NaAlCO3(OH)2 + H2O ⇌ Al(OH)3 + NaHCO3
dawsonite + H2O ⇌ nordstrandite + nahcolite

This same equilibrium equation is may explain the excess of alumina in the Colorado rocks. It is suggested that nordstrandite was precipitated from strongly basic lake waters charged with Na+, (CO3)2- and aluminate ions (AlO2)-. In the water trapped in the sediment, the increasing concentration of CO2, arising from organic matter caused the reaction

Na2CO3 + H2O + CO2 → 2NaHCO3
natrite + H2O + CO2nahcolite

with an accompanying shift in pH from near 11 (strongly alkaline) to about 9 (somewhat less alkaline).
Under these conditions, the aluminate ion precipitates as nordstrandite, and the nahcolite combines with the nordstrandite to produce dawsonite according to the following equation:

NaHCO3 + Al(OH)3 ⇌ NaAl(CO3)(OH)2 + H2O

It is suggested that since nordstrandite is the phase of Al(OH)3 that is thus formed, this mineral, rather than the commoner gibbsite as was previously assumed, is responsible for the excess alumina in the Green River rocks, but there are other suggestions (AM 60.285-291).
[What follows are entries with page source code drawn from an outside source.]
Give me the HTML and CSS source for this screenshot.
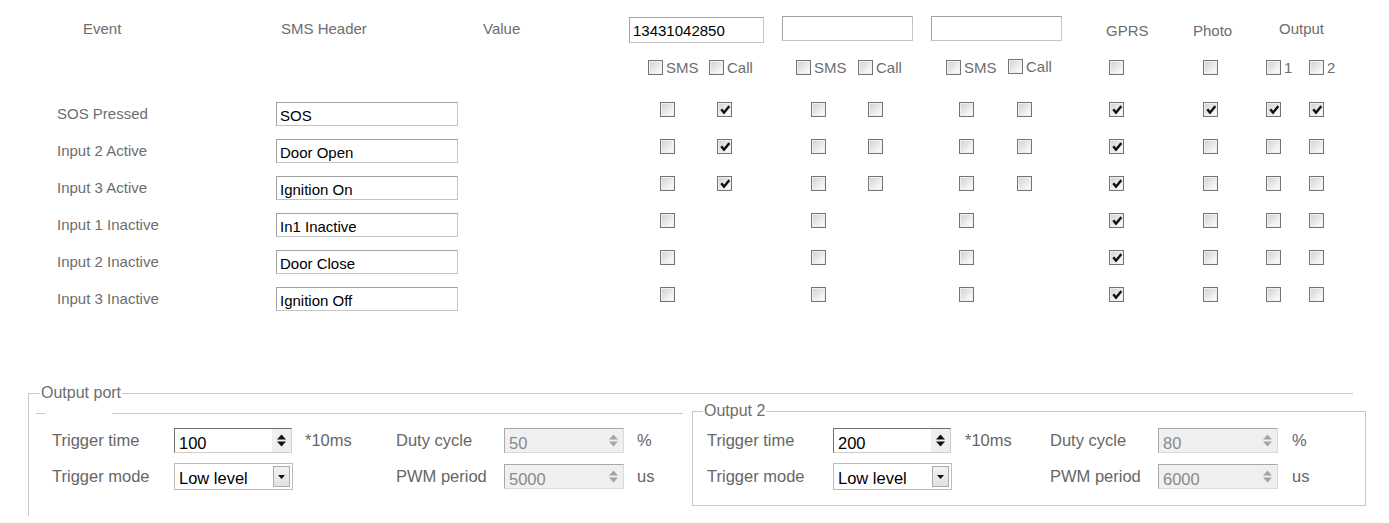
FILE: index.html
```html
<!DOCTYPE html>
<html lang="en">
<head>
    <meta charset="UTF-8">
    <meta name="viewport" content="width=device-width, initial-scale=1.0">
    <title>Event Settings</title>
    <link rel="stylesheet" href="styles.css">
</head>
<body>

<div class="head">
    <span class="hi">Event</span>
    <span class="hi">SMS Header</span>
    <span class="hi">Value</span>
    <input class="phone first" type="text" value="13431042850">
    <input class="phone" type="text" value="">
    <input class="phone" type="text" value="">
    <span class="low">GPRS</span>
    <span class="low">Photo</span>
    <span class="hi">Output</span>
</div>

<div class="opts">
    <span class="opt"><span class="cb"></span>SMS</span>
    <span class="opt"><span class="cb"></span>Call</span>
    <span class="opt"><span class="cb"></span>SMS</span>
    <span class="opt"><span class="cb"></span>Call</span>
    <span class="opt"><span class="cb"></span>SMS</span>
    <span class="opt up"><span class="cb"></span>Call</span>
    <span class="opt"><span class="cb"></span></span>
    <span class="opt"><span class="cb"></span></span>
    <span class="opt"><span class="cb"></span>1</span>
    <span class="opt"><span class="cb"></span>2</span>
</div>

<div class="rows">
    <div class="row">
        <span class="lbl">SOS Pressed</span>
        <input class="hdr" type="text" value="SOS">
        <span class="cb"></span>
        <span class="cb"><svg viewBox="0 0 11 11"><polygon points="1.2,5.6 3.1,4.1 4.6,6.1 8.7,1.2 10.3,2.7 4.6,9.6"/></svg></span>
        <span class="cb"></span>
        <span class="cb"></span>
        <span class="cb"></span>
        <span class="cb"></span>
        <span class="cb"><svg viewBox="0 0 11 11"><polygon points="1.2,5.6 3.1,4.1 4.6,6.1 8.7,1.2 10.3,2.7 4.6,9.6"/></svg></span>
        <span class="cb"><svg viewBox="0 0 11 11"><polygon points="1.2,5.6 3.1,4.1 4.6,6.1 8.7,1.2 10.3,2.7 4.6,9.6"/></svg></span>
        <span class="cb"><svg viewBox="0 0 11 11"><polygon points="1.2,5.6 3.1,4.1 4.6,6.1 8.7,1.2 10.3,2.7 4.6,9.6"/></svg></span>
        <span class="cb"><svg viewBox="0 0 11 11"><polygon points="1.2,5.6 3.1,4.1 4.6,6.1 8.7,1.2 10.3,2.7 4.6,9.6"/></svg></span>
    </div>
    <div class="row">
        <span class="lbl">Input 2 Active</span>
        <input class="hdr" type="text" value="Door Open">
        <span class="cb"></span>
        <span class="cb"><svg viewBox="0 0 11 11"><polygon points="1.2,5.6 3.1,4.1 4.6,6.1 8.7,1.2 10.3,2.7 4.6,9.6"/></svg></span>
        <span class="cb"></span>
        <span class="cb"></span>
        <span class="cb"></span>
        <span class="cb"></span>
        <span class="cb"><svg viewBox="0 0 11 11"><polygon points="1.2,5.6 3.1,4.1 4.6,6.1 8.7,1.2 10.3,2.7 4.6,9.6"/></svg></span>
        <span class="cb"></span>
        <span class="cb"></span>
        <span class="cb"></span>
    </div>
    <div class="row">
        <span class="lbl">Input 3 Active</span>
        <input class="hdr" type="text" value="Ignition On">
        <span class="cb"></span>
        <span class="cb"><svg viewBox="0 0 11 11"><polygon points="1.2,5.6 3.1,4.1 4.6,6.1 8.7,1.2 10.3,2.7 4.6,9.6"/></svg></span>
        <span class="cb"></span>
        <span class="cb"></span>
        <span class="cb"></span>
        <span class="cb"></span>
        <span class="cb"><svg viewBox="0 0 11 11"><polygon points="1.2,5.6 3.1,4.1 4.6,6.1 8.7,1.2 10.3,2.7 4.6,9.6"/></svg></span>
        <span class="cb"></span>
        <span class="cb"></span>
        <span class="cb"></span>
    </div>
    <div class="row">
        <span class="lbl">Input 1 Inactive</span>
        <input class="hdr" type="text" value="In1 Inactive">
        <span class="cb"></span>
        <span></span>
        <span class="cb"></span>
        <span></span>
        <span class="cb"></span>
        <span></span>
        <span class="cb"><svg viewBox="0 0 11 11"><polygon points="1.2,5.6 3.1,4.1 4.6,6.1 8.7,1.2 10.3,2.7 4.6,9.6"/></svg></span>
        <span class="cb"></span>
        <span class="cb"></span>
        <span class="cb"></span>
    </div>
    <div class="row">
        <span class="lbl">Input 2 Inactive</span>
        <input class="hdr" type="text" value="Door Close">
        <span class="cb"></span>
        <span></span>
        <span class="cb"></span>
        <span></span>
        <span class="cb"></span>
        <span></span>
        <span class="cb"><svg viewBox="0 0 11 11"><polygon points="1.2,5.6 3.1,4.1 4.6,6.1 8.7,1.2 10.3,2.7 4.6,9.6"/></svg></span>
        <span class="cb"></span>
        <span class="cb"></span>
        <span class="cb"></span>
    </div>
    <div class="row">
        <span class="lbl">Input 3 Inactive</span>
        <input class="hdr" type="text" value="Ignition Off">
        <span class="cb"></span>
        <span></span>
        <span class="cb"></span>
        <span></span>
        <span class="cb"></span>
        <span></span>
        <span class="cb"><svg viewBox="0 0 11 11"><polygon points="1.2,5.6 3.1,4.1 4.6,6.1 8.7,1.2 10.3,2.7 4.6,9.6"/></svg></span>
        <span class="cb"></span>
        <span class="cb"></span>
        <span class="cb"></span>
    </div>
</div>

<fieldset class="port">
    <legend>Output port</legend>
    <div class="groups">
        <fieldset class="out out1">
            <legend></legend>
            <div class="fields">
                <span>Trigger time</span>
                <div class="spin"><span class="val">100</span><span class="arrows"><svg viewBox="0 0 9 12"><polygon points="0,5 4.5,0 9,5"/><polygon points="0,7 4.5,12 9,7"/></svg></span></div>
                <span>*10ms</span>
                <span>Duty cycle</span>
                <div class="spin off"><span class="val">50</span><span class="arrows"><svg viewBox="0 0 9 12"><polygon points="0,5 4.5,0 9,5"/><polygon points="0,7 4.5,12 9,7"/></svg></span></div>
                <span>%</span>
                <span>Trigger mode</span>
                <div class="combo"><span class="val">Low level</span><span class="drop"><svg viewBox="0 0 7 4"><polygon points="0,0 7,0 3.5,4"/></svg></span></div>
                <span></span>
                <span>PWM period</span>
                <div class="spin off"><span class="val">5000</span><span class="arrows"><svg viewBox="0 0 9 12"><polygon points="0,5 4.5,0 9,5"/><polygon points="0,7 4.5,12 9,7"/></svg></span></div>
                <span>us</span>
            </div>
        </fieldset>
        <fieldset class="out out2">
            <legend>Output 2</legend>
            <div class="fields">
                <span>Trigger time</span>
                <div class="spin"><span class="val">200</span><span class="arrows"><svg viewBox="0 0 9 12"><polygon points="0,5 4.5,0 9,5"/><polygon points="0,7 4.5,12 9,7"/></svg></span></div>
                <span>*10ms</span>
                <span>Duty cycle</span>
                <div class="spin off"><span class="val">80</span><span class="arrows"><svg viewBox="0 0 9 12"><polygon points="0,5 4.5,0 9,5"/><polygon points="0,7 4.5,12 9,7"/></svg></span></div>
                <span>%</span>
                <span>Trigger mode</span>
                <div class="combo"><span class="val">Low level</span><span class="drop"><svg viewBox="0 0 7 4"><polygon points="0,0 7,0 3.5,4"/></svg></span></div>
                <span></span>
                <span>PWM period</span>
                <div class="spin off"><span class="val">6000</span><span class="arrows"><svg viewBox="0 0 9 12"><polygon points="0,5 4.5,0 9,5"/><polygon points="0,7 4.5,12 9,7"/></svg></span></div>
                <span>us</span>
            </div>
        </fieldset>
    </div>
</fieldset>

</body>
</html>
```

FILE: styles.css
```css
body {
    font-family: "Liberation Sans", Arial, sans-serif;
    font-size: 15px;
    color: #6d6d6d;
    background: #fff;
    margin: 0;
    padding: 0;
    overflow: hidden;
}
input {
    font-family: inherit;
    font-size: 15px;
    color: #000;
    box-sizing: border-box;
    border: 1px solid #aaa;
    border-color: #a2a2a2 #c4c4c4 #c4c4c4 #a2a2a2;
    background: #fff;
    margin: 0;
    padding: 2px 3px 0;
    outline: none;
}
.head {
    display: grid;
    grid-template-columns: 198px 202px 146px 153px 149px 175px 87px 86px auto;
    align-items: center;
    height: 27px;
    margin-top: 16px;
    padding-left: 83px;
}
.head .hi {
    margin-top: -3px;
}
.head .low {
    padding-top: 1px;
}
.phone {
    width: 131px;
    height: 25px;
    margin-top: -2px;
}
.phone.first {
    width: 135px;
    height: 26px;
    margin-top: 0;
}
.opts {
    display: grid;
    grid-template-columns: 61px 87px 62px 88px 62px 101px 94px 63px 43px auto;
    align-items: center;
    height: 19px;
    margin-top: 15px;
    padding-left: 648px;
}
.opt {
    display: flex;
    align-items: center;
    gap: 3px;
}
.opt.up {
    margin-top: -3px;
}
.cb {
    flex: none;
    width: 15px;
    height: 15px;
    box-sizing: border-box;
    border: 1px solid #747474;
    background: linear-gradient(135deg, #cfcfcf, #f8f8f8 80%);
    box-shadow: inset 0 0 0 1px #f0f0f0;
    display: inline-flex;
    align-items: center;
    justify-content: center;
}
.cb svg {
    width: 12px;
    height: 12px;
    fill: #111;
}
.rows {
    margin-top: 25px;
}
.row {
    display: grid;
    grid-template-columns: 276px 384px 57px 94px 57px 91px 58px 92px 94px 63px 43px auto;
    align-items: start;
    height: 37px;
}
.lbl {
    padding-left: 57px;
    line-height: 24px;
}
.hdr {
    width: 182px;
    height: 24px;
}
.port {
    box-sizing: border-box;
    width: 1325px;
    min-width: 0;
    margin: 60px 0 0 28px;
    padding: 0 0 10px 7px;
    border: 1px solid #c8c8c8;
    border-right: none;
    border-bottom: none;
}
legend {
    font-size: 16px;
    line-height: 18px;
    color: #6d6d6d;
    padding: 0 1px;
}
.port > legend {
    margin-left: 4px;
}
.groups {
    display: flex;
    align-items: flex-start;
}
.out {
    box-sizing: border-box;
    flex: none;
    min-width: 0;
    margin: 0;
    border: 1px solid #c8c8c8;
}
.out1 {
    width: 647px;
    margin-top: 2px;
    padding: 6px 0 0 9px;
    border-left: none;
    border-right: none;
    border-bottom: none;
}
.out1 legend {
    width: 67px;
    height: 18px;
    padding: 0;
}
.out2 {
    width: 674px;
    margin-left: 9px;
    padding: 8px 0 15px 10px;
}
.fields {
    display: grid;
    grid-template-columns: 122px 131px 91px 108px 133px auto;
    grid-template-rows: 25px 27px;
    row-gap: 10px;
    align-items: center;
    margin-left: 7px;
    font-size: 16.5px;
    color: #666;
}
.out2 .fields {
    grid-template-columns: 126px 132px 85px 108px 134px auto;
    margin-left: 4px;
}
.spin, .combo {
    display: flex;
    box-sizing: border-box;
    height: 25px;
    width: 118px;
    background: #fff;
    border: 1px solid #7a7a7a;
    border-color: #6f6f6f #cdcdcd #cdcdcd #6f6f6f;
}
.val {
    flex: 1;
    font-size: 16.5px;
    line-height: 25px;
    padding: 2px 0 0 4px;
    color: #000;
}
.arrows {
    width: 19px;
    background: #efefef;
    display: flex;
    align-items: center;
    justify-content: center;
}
.arrows svg {
    width: 9px;
    height: 13px;
    fill: #111;
}
.spin.off {
    width: 120px;
    background: #f0f0f0;
    border-color: #a8a8a8 #dadada #dadada #a8a8a8;
}
.spin.off .val {
    color: #8a8a8a;
}
.spin.off .arrows svg {
    fill: #a4a4a4;
}
.combo {
    height: 27px;
    width: 119px;
    border-color: #bdbdbd;
    align-items: center;
}
.combo .val {
    line-height: 27px;
    padding: 4px 0 0 4px;
}
.drop {
    width: 17px;
    height: 21px;
    margin-right: 2px;
    box-sizing: border-box;
    border: 1px solid #ababab;
    background: linear-gradient(#f2f2f2, #e2e2e2);
    display: flex;
    align-items: center;
    justify-content: center;
}
.drop svg {
    width: 7px;
    height: 4px;
    fill: #111;
}
```
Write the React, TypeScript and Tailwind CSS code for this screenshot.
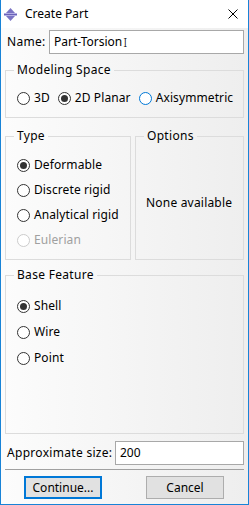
import React, { useState } from "react";

const font = { fontFamily: '"Noto Sans", "Liberation Sans", sans-serif' };

type RadioProps = {
  label: string;
  checked?: boolean;
  disabled?: boolean;
  focus?: boolean;
  onClick?: () => void;
};

const Radio = ({ label, checked, disabled, focus, onClick }: RadioProps) => (
  <button
    onClick={onClick}
    disabled={disabled}
    className="flex items-center gap-[4px] h-[16px] bg-transparent p-0 cursor-default"
  >
    <span
      className={`w-[13px] h-[13px] rounded-full border bg-white flex items-center justify-center shrink-0 ${
        disabled ? "border-[#cccccc]" : focus ? "border-[#0078d7]" : "border-[#333333]"
      }`}
    >
      {checked && <span className="w-[7px] h-[7px] rounded-full bg-[#333333]" />}
    </span>
    <span className={`text-[12px] leading-[16px] tracking-[0.1px] ${disabled ? "text-[#a0a0a0]" : "text-black"}`}>
      {label}
    </span>
  </button>
);

// Win-style group box
const Group = ({
  title,
  className,
  children,
}: {
  title: string;
  className?: string;
  children: React.ReactNode;
}) => (
  <fieldset className={`border border-[#dcdcdc] m-0 p-0 min-w-0 ${className ?? ""}`}>
    <legend className="ml-[8px] px-[3px] text-[12px] leading-[16px] tracking-[0.3px] text-black">{title}</legend>
    {children}
  </fieldset>
);

export default function App() {
  const [space, setSpace] = useState("2D Planar");
  const [type, setType] = useState("Deformable");
  const [feature, setFeature] = useState("Shell");

  return (
    <div
      style={font}
      className="w-[249px] h-[505px] border border-t-0 border-[#1883d7] flex flex-col bg-gradient-to-r from-[#fcfcfc] to-[#eeeeee] select-none"
    >
      {/* Title bar */}
      <div className="h-[28px] bg-white flex items-center pl-[3px] pr-[10px] shrink-0">
        <svg width="13" height="13" viewBox="0 0 13 13" className="mt-[1px]">
          <path d="M6.5 0 L11 5 L2 5 Z" fill="#7b74c4" />
          <path d="M6.5 13 L11 8 L2 8 Z" fill="#7b74c4" />
          <rect x="0" y="5" width="13" height="3" fill="#b3aee3" />
          <rect x="0" y="6" width="13" height="1" fill="#6a63b8" />
        </svg>
        <span className="ml-[8px] text-[12px] text-black">Create Part</span>
        <svg width="10" height="10" viewBox="0 0 10 10" className="ml-auto">
          <path d="M0.5 0.5 L9.5 9.5 M9.5 0.5 L0.5 9.5" stroke="#000" strokeWidth="1" />
        </svg>
      </div>

      <div className="flex-1 flex flex-col px-[4px] pt-[2px] pb-[5px]">
        {/* Name */}
        <div className="flex items-center h-[24px]">
          <span className="ml-[2px] text-[12px] text-black w-[42px] tracking-[0.3px]">Name:</span>
          <div className="flex-1 h-[24px] border border-[#a8a8a8] bg-white flex items-center pl-[4px] text-[12px] text-black">
            Part-Torsion
            <span className="ml-[1px] text-[13px] leading-none font-light">I</span>
          </div>
        </div>

        {/* Modeling Space */}
        <Group title="Modeling Space" className="mt-[8px]">
          <div className="flex items-center gap-[8px] pl-[11px] pt-[12px] pb-[11px]">
            {["3D", "2D Planar", "Axisymmetric"].map((s) => (
              <Radio
                key={s}
                label={s}
                checked={space === s}
                focus={s === "Axisymmetric"}
                onClick={() => setSpace(s)}
              />
            ))}
          </div>
        </Group>

        {/* Type / Options */}
        <div className="flex gap-[4px] mt-[10px]">
          <Group title="Type" className="w-[126px]">
            <div className="flex flex-col gap-[9px] pl-[11px] pt-[13px] pb-[11px]">
              {["Deformable", "Discrete rigid", "Analytical rigid"].map((t) => (
                <Radio key={t} label={t} checked={type === t} onClick={() => setType(t)} />
              ))}
              <Radio label="Eulerian" disabled />
            </div>
          </Group>
          <Group title="Options" className="flex-1 flex">
            <div className="h-full flex items-center pl-[10px] pt-[2px] text-[12px] text-black tracking-[0.2px]">
              None available
            </div>
          </Group>
        </div>

        {/* Base Feature */}
        <Group title="Base Feature" className="mt-[7px] flex-1">
          <div className="flex flex-col gap-[10px] pl-[11px] pt-[15px]">
            {["Shell", "Wire", "Point"].map((f) => (
              <Radio key={f} label={f} checked={feature === f} onClick={() => setFeature(f)} />
            ))}
          </div>
        </Group>

        {/* Approximate size */}
        <div className="flex items-center mt-[7px] h-[24px]">
          <span className="ml-[2px] text-[12px] text-black w-[108px] tracking-[0.3px]">Approximate size:</span>
          <div className="flex-1 h-[24px] border border-[#a8a8a8] bg-white flex items-center pl-[4px] text-[12px] text-black">
            200
          </div>
        </div>

        <div className="h-px bg-[#a0a0a0] mt-[4px]" />

        {/* Buttons */}
        <div className="flex justify-between pl-[19px] pr-[20px] mt-[6px]">
          <button className="w-[78px] h-[23px] border-2 border-[#0078d7] bg-[#e1e1e1] text-[12px] text-black">
            Continue...
          </button>
          <button className="w-[78px] h-[23px] border border-[#adadad] bg-[#e1e1e1] text-[12px] text-black">
            Cancel
          </button>
        </div>
      </div>
    </div>
  );
}
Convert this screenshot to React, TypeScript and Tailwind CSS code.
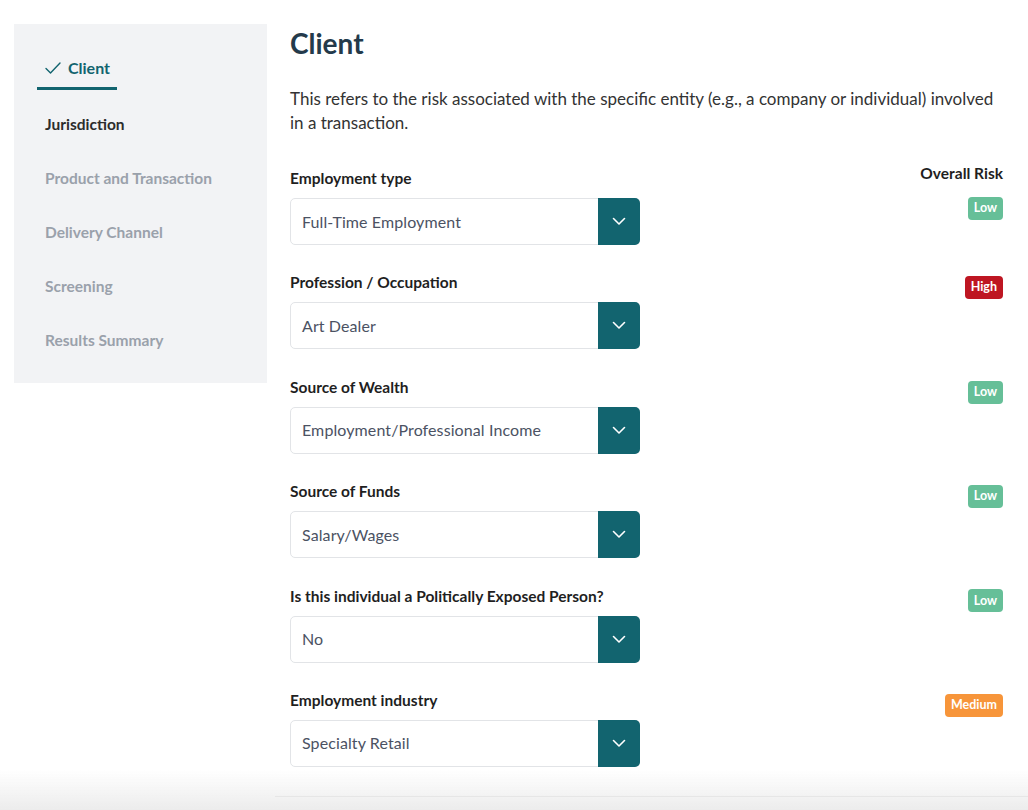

At Mt Alifan, Lamlan Ridge, Guam, USA, one of the type localities, nordstrandite occurs in secondary solution cavities in limestone near the contact with deeply weathered basalt flows (Dana). It forms from its paramorph bayerite during aging at intermediate to high pH values (moderately to strongly alkaline). Near absence of bayerite in nature may indicate that it is metastable and will invert to nordstrandite in alkaline solutions.
Nordstrandite from Guam occurs as clusters of tiny crystals radiating out into microscopic solution cavities in limestone. Calcite and red clay occur with the nordstrandite as cavity fillings. Abundant nordstrandite occurs only in a part of the limestone near the contact with residual soils developed on basalt flows and tuff. It is considered probable that the nordstrandite precipitated from aluminous solutions of pH 8.5 to 9 (alkaline) flowing along the contact between the limestone and underlying basaltic soil. The enclosing limestone environment can be used to infer a pH above 7 (alkaline) during nordstrandite crystal growth, as was found in laboratory experiments (AM 55.43-77).